The skills gap is exploding at an alarming rate. LinkedIn's 2024 Workplace Learning Report shows that 90% of global executives plan to increase or maintain their L&D investment over the next six months. Yet the traditional training programs are still playing catch-up with job requirements that shift faster than a startup's pivot strategy.
By 2030, we're looking at 92 million jobs vanishing while 170 million new roles emerge. That's a complete workforce change happening in real time and faster. For CHROs and L&D leaders, this creates a perfect storm of pressure in decision making. The challenge hits you right where it hurts most as well. Job descriptions morph almost monthly now. New technologies pop up like mushrooms after rain. And your employees are desperate for just-in-time learning that actually connects to what they do every day, not some generic course that feels about as relevant as last year's smartphone.

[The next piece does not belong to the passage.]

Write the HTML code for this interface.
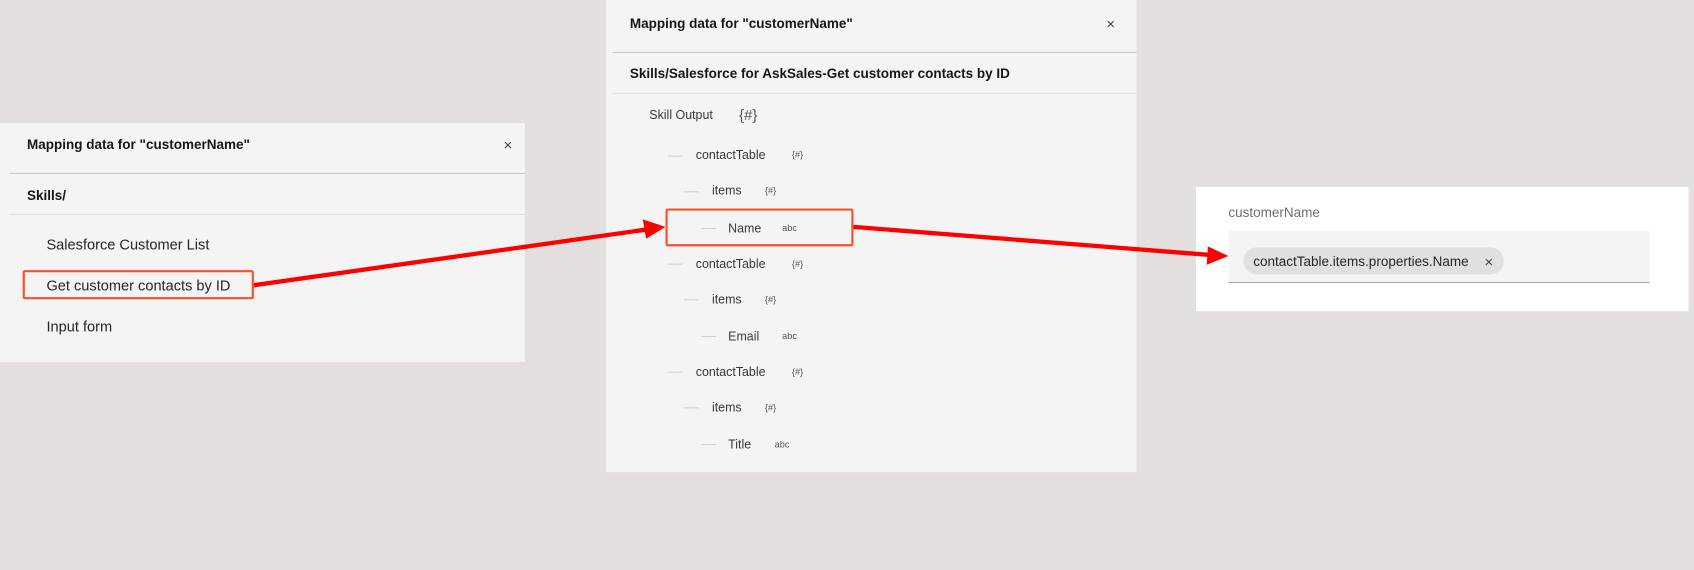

That's where autonomous agents come in. These AI systems can dissect job descriptions, extract the skills that matter, and build personalized learning paths without you having to babysit every step.
What Are Autonomous Agents?
There is a huge difference between your autonomous agents and the generative AI tools you might be using already. So, here's the distinction. Your standard AI is like that brilliant intern who waits for instructions and responds to whatever you throw at them. Autonomous agents however are like that star employee of the year who takes a complex project, figures out all the moving pieces, and handles it from start to finish. Regular AI might help your L&D team write better course descriptions or brainstorm learning topics when you ask. But an autonomous agent can look at a job posting, spot the skill gaps in your current workforce, map those skills to learning objectives, dig through content libraries, sequence everything for optimal learning progression, and keep tweaking based on how learners actually perform. All without you lifting a finger. Salesforce puts it well when they define autonomous agents as systems that can "instantly draw from trusted data, delivering the most up-to-date and accurate information" while juggling complex, multi-step workflows. Let us translate that in plain English. These systems can read job requirements like a human would, understand how skills connect to each other, and build a sophisticated learning architectures that would normally take your instructional design team weeks or even months to create. They've got natural language processing to decode job descriptions, reasoning engines that understand how skills build on each other, content matching algorithms that find the right stuff from your learning library, and optimization systems that adjust everything based on real learner feedback. Pretty powerful combo right?Why Job-Description Driven Learning Matters?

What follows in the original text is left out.